This article originally appeared in Issue 23 of Cyclocross Magazine and looks at the Texas ’cross scene—improtant reading for anyone thinking about Nationals in Austin next season. To read the full story, make sure you get an archived copy or an All-Access Digital Subscription by visiting our subscription site.
by Daniel Curtin
It’s 9 am. To the side of the course, sheep graze and a longhorn stares you down. Striding across the field that is doing double duty as a parking lot, you realize you’re overdressed in jeans and a t-shirt and that your cuffs are covered in thorns. You reposition your sunglasses to cut the sun’s glare and gaze across the course to see who is warming up. Dust floats off the ground and hovers in the still air and everyone looks as if they need a tall, cool drink, including the spectators. You wonder who will do feeds for you today. A mariachi band plays at the top of the run-up. You sign your waiver get your number. By now, you’ve been outside for 15 minutes and you’re sweating. Back at your car, you start to pin up. As you slide into your skinsuit, you glance at your Garmin’s temperature reading.
It’s November 3.
It’s 85 degrees.
You race cyclocross in Texas.
Texas. It’s not the first place most people think of when they think of cyclocross. But with Austin being awarded the 2015 National Championships, more folks have been wondering, “’Cross? In Texas?” Rest assured, 2015 won’t be Texas’ first cyclocross rodeo.
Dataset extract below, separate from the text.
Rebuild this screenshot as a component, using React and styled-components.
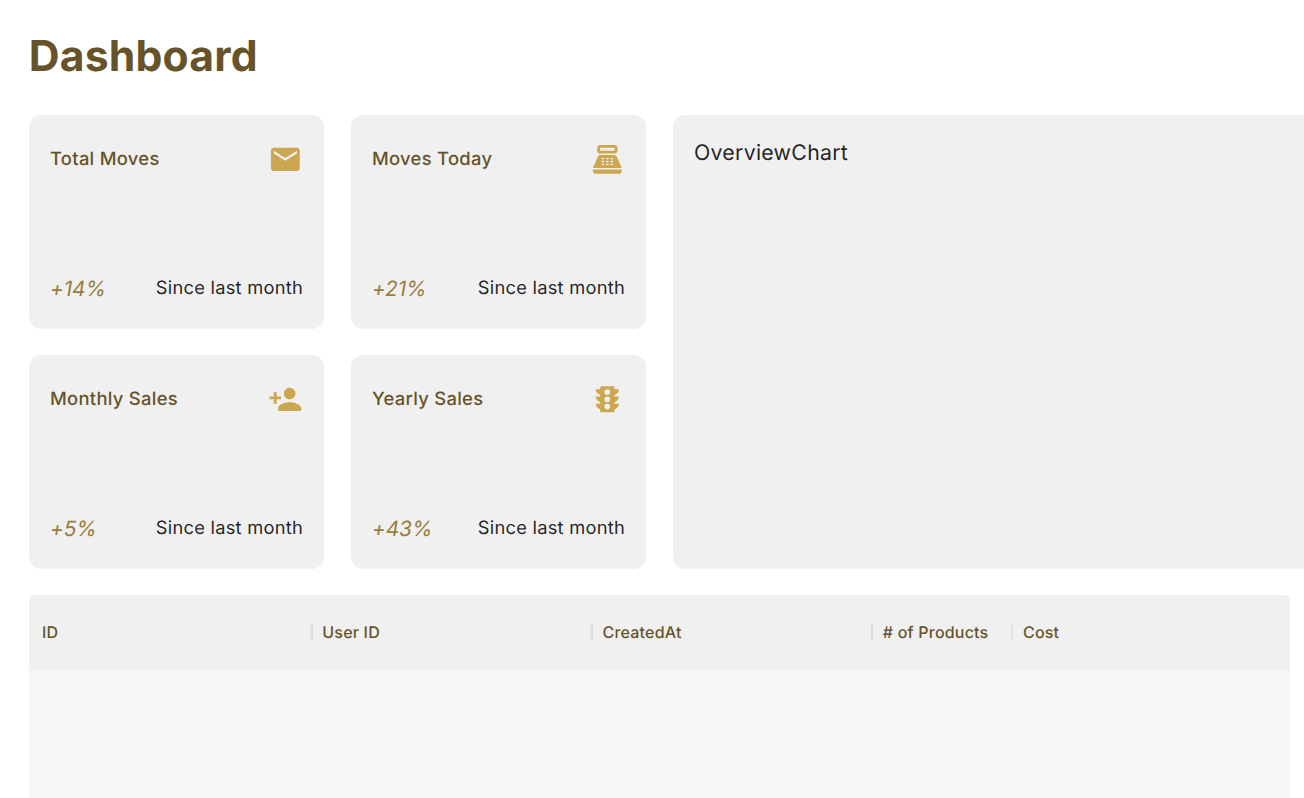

Texas ’cross has a rich history, including hosting the National Championships way back in 1978, long before many other states had even heard of the sport.
The Lone Rangers
Enter college student and cycling bum Brook Watts. If the name sounds familiar, it should. Watts is the man behind CrossVegas, the race that many consider the cyclocross season opener. While now in Longmont, Colorado, just outside of Boulder—home to the 2014 National Championships—Watts is a University of Texas graduate who lived in Austin off and on for upwards of 25 years, during the start of Texas ’cross. As Watts tells it, it was around 1976 while he was at UT that the Texas ’cross scene took off. Back then, plenty of folks came to Austin from colder climates during the Winter to train. In addition to Watts, there were guys like Richard Zelade, who teamed up with Watts to form Yellow Rose Velo-Sport as a race team and event promotion endeavor, John Howard—the three-time Olympian, Kona Ironman winner, and former holder of the land speed record for a bicycle at 152.2 mph, who at the time was with Campagnolo down in Houston, and John Bartle, who still lives in Austin and races for Violet Crown, who all had a hand in shaping Texas ’cross.